Greater Jakarta transport needs coordination
Tantri Yuliandini and Fabiola Desy Unidjaja, The Jakarta Post, Jakarta
The failure of coordination between authorities in Jakarta and those in the outlaying areas of Bogor, Tangerang and Bekasi has contributed to the chaotic transportation system in Greater Jakarta.
The Agency for the Cooperation of Development (BKSP) has been around since 1976, but the agency -- jointly led by governors of Jakarta and West Java -- apparently does not function well.
The establishment of Banten province, which covers Tangerang regency, complicates coordination, and therefore the agency will be restructured soon to accommodate the change.
A senior staff member at the agency told The Jakarta Post on Tuesday that the main function of the office was simply to present recommendations for Jakarta and regencies in surrounding areas as well as facilitate meetings between them.
"We just give recommendations, and do not have the authority to enforce our recommendations. And we also set up meetings between the two provinces, but the decision is up to them," said the staff member, who refused to be named.
She added that sometimes it was difficult for the agency to even organize discussions between two provinces.
"We play our part merely as a mediator, but you know that leaders' egos sometimes prevent them from finding the best way to solve the problems in Greater Jakarta," she said.
The agency is manned by 54 people, with a three-echelon staff member as its head.
Its spacious third-floor office in Sunter, North Jakarta, was quiet on Tuesday morning, with only a few of the 54 people working at their desks.
Not one computer was to be seen, instead the sound of a typewriter being used could be heard in the distance.
On the walls various data, pictures of the areas and information were placed. However, most were outdated.

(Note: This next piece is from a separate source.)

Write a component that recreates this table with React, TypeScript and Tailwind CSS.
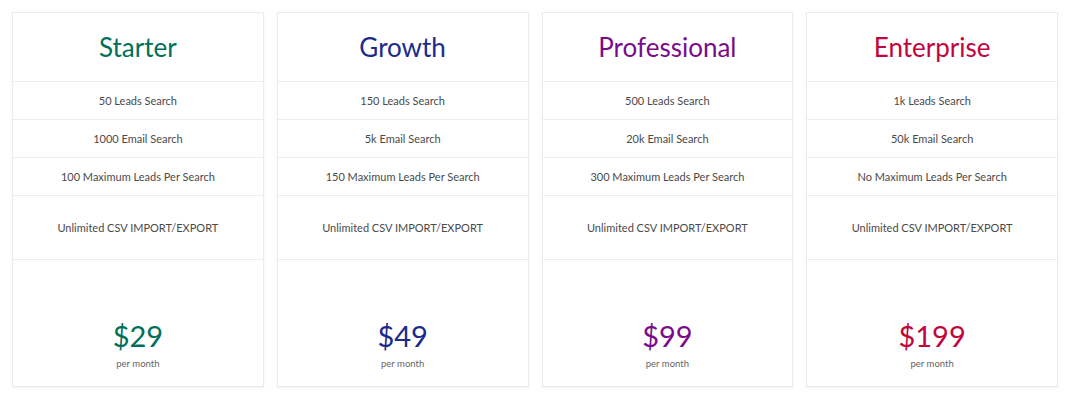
import React from "react";

const plans = [
  { name: "Starter", color: "text-[#00705a]", leads: "50 Leads Search", email: "1000 Email Search", max: "100 Maximum Leads Per Search", price: "$29" },
  { name: "Growth", color: "text-[#1b2a8c]", leads: "150 Leads Search", email: "5k Email Search", max: "150 Maximum Leads Per Search", price: "$49" },
  { name: "Professional", color: "text-[#7a0c8c]", leads: "500 Leads Search", email: "20k Email Search", max: "300 Maximum Leads Per Search", price: "$99" },
  { name: "Enterprise", color: "text-[#c2063d]", leads: "1k Leads Search", email: "50k Email Search", max: "No Maximum Leads Per Search", price: "$199" },
];

export default function App() {
  return (
    <div className="w-[1070px] h-[405px] bg-white px-[12px] pt-[12px] flex gap-[13px]" style={{ fontFamily: "Lato, 'Open Sans', sans-serif" }}>
      {plans.map((p) => (
        <div key={p.name} className="flex-1 h-[375px] border border-[#ebebeb] shadow-[0_1px_2px_rgba(0,0,0,0.06)] flex flex-col bg-white">
          <div className="h-[69px] flex items-center justify-center border-b border-[#ececec]">
            <span className={`text-[26px] leading-none ${p.color}`}>{p.name}</span>
          </div>
          <div className="h-[38px] flex items-center justify-center border-b border-[#ececec] text-[11px] text-[#4a4a4a] pt-[1px]">{p.leads}</div>
          <div className="h-[38px] flex items-center justify-center border-b border-[#ececec] text-[11px] text-[#4a4a4a] pt-[1px]">{p.email}</div>
          <div className="h-[38px] flex items-center justify-center border-b border-[#ececec] text-[11px] text-[#4a4a4a] pt-[1px]">{p.max}</div>
          <div className="h-[64px] flex items-center justify-center border-b border-[#ececec] text-[11px] text-[#4a4a4a] pt-[1px]">Unlimited CSV IMPORT/EXPORT</div>
          <div className="flex-1 flex flex-col items-center pt-[61px]">
            <span className={`text-[29px] leading-none ${p.color}`}>{p.price}</span>
            <span className="text-[9.5px] leading-[14px] text-[#666] mt-[7px]">per month</span>
          </div>
        </div>
      ))}
    </div>
  );
}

The agency was established as a forum of coordination in the city's planning following the influx of people moving to Jakarta that forced former Jakarta governor Ali Sadikin to adopt a policy to move residential areas away from the city center to Bekasi in the east and Tangerang in the west.
An urban planning expert from West Jakarta's Tarumanegara University, Darrundono, explained: "The idea was for the development of the Botabek (Bogor, Tangerang and Bekasi) area to support the capital and minimize urbanization."
Unfortunately, this plan was not followed by better arrangements to integrate the transportation network between Jakarta and Botabek, so that as more and more people move to the outskirts to live, traffic between the capital and outlying areas becomes congested during rush hours.
More than 11 million people can be found in the city during the day, while at night the number dwindles to about eight million, according to the Jakarta Bureau of Statistics.
In making its master plan, the Jakarta administration did recognize the need to coordinate with West Java on building a better transportation network.
"The source of transportation problems in Jabotabek (Jakarta and Botabek) centers around the lack of integration between the development of residential and industrial areas in Botabek with that of transportation, institutions and weak coordination of macro, sub-macro and local transportation," the administration said in its plan for Jakarta 2010.
It further admitted that coordination between government institutions involved in the development of transportation at various levels were lacking.
Darrundono therefore suggested that the Jakarta administration take a lead in building better cooperation with authorities in the surrounding areas by removing bureaucratic barriers.
"The problem is that urban planning in Jakarta is a matter of bureaucratic planning, depending on the wishes of the ruler.
"It must be changed. Urban planning should be an advocacy planning and take into account the city's development and expansion into outlaying areas," Darrundono said.